Finding separate graphs within a graph object in networkx

LittleBobbyTables picture LittleBobbyTables · Feb 12, 2014 · Viewed 8.4k times · Source

I have an enormous graph dataset - let's say it is like this, but on a much bigger level:

1 -> 2
3 -> 4

1,2,3,4 are nodes and the arrows are directed edges. Let's say that they are all in a single graph object:

import networkx as nx
G = nx.DiGraph()
G.add_nodes_from([1,2,3,4])
G.add_edge(1,2)
G.add_edge(3,4)

Given an object like this, which has two mini graphs within a graph, how can we pull out each mini graph? I feel like there must be some word for this? My end result would look like:

for mini_graph in G:
    print mini_graph.nodes()

...
[1,2]
[3,4]

Answer

Bonlenfum picture Bonlenfum · Feb 13, 2014

If the parts of the graph are truly disjoint (as per your small example), then consider extracting the subgraphs with connected_component_subgraphs().

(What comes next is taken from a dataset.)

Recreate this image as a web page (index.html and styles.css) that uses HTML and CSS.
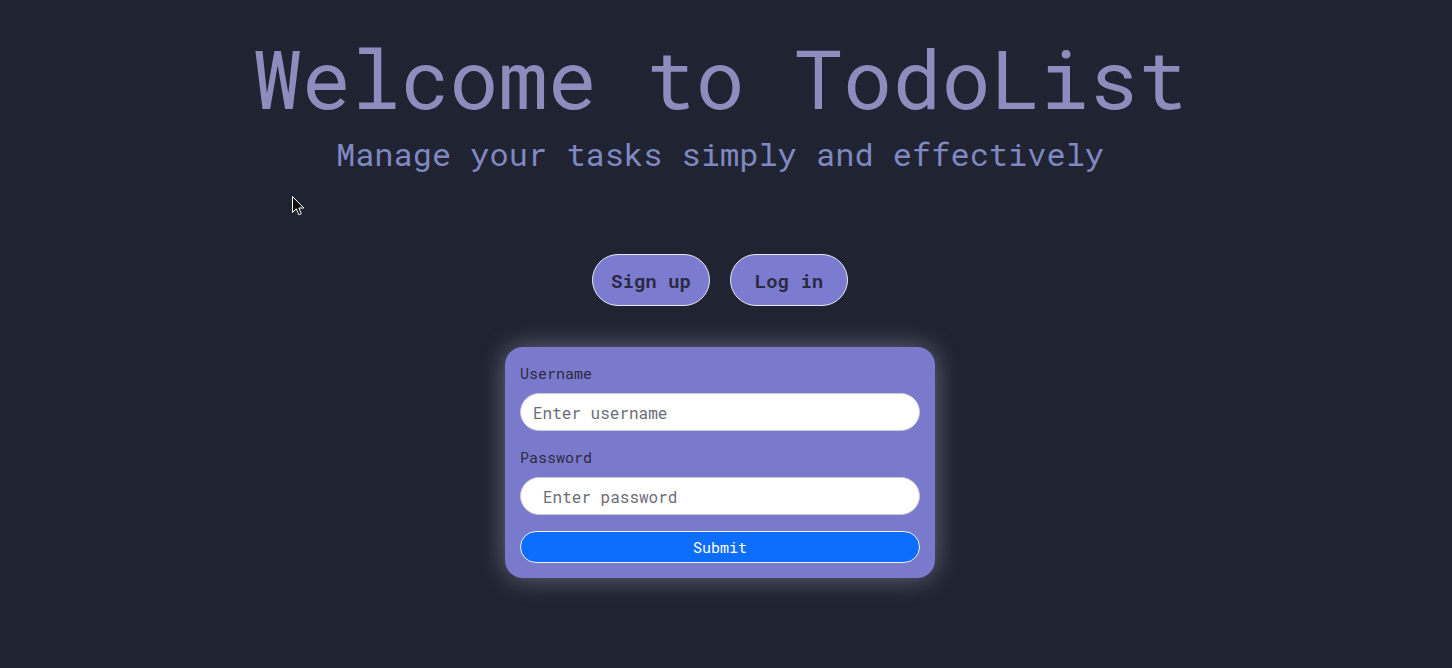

This only works on an undirected graph, so if you are using a directed graph then you'll need to convert to undirected first.

import networkx as nx
G = nx.DiGraph()
G.add_nodes_from([1,2,3,4])
G.add_edge(1,2)
G.add_edge(3,4)

# make an undirected copy of the digraph
UG = G.to_undirected()

# extract subgraphs
sub_graphs = nx.connected_component_subgraphs(UG)

for i, sg in enumerate(sub_graphs):
    print "subgraph {} has {} nodes".format(i, sg.number_of_nodes())
    print "\tNodes:", sg.nodes(data=True)
    print "\tEdges:", sg.edges()

which yields:

subgraph 1 has 2 nodes
    Nodes: [(1, {}), (2, {})]
    Edges: [(1, 2)]
subgraph 1 has 2 nodes
    Nodes: [(3, {}), (4, {})]
    Edges: [(3, 4)]

and you could use the subgraph node labels to operate on your data in the initial graph,

sg.nodes()[0] in G
>>>  True

Reading the answer linked by EdChum, it appears that weakly_connected_component_subgraphs() operates on a directed graph but treats it as undirected, so saving the copy might be crucial. However, the docs on this and the related function weakly_connected_components() are a bit thin at present.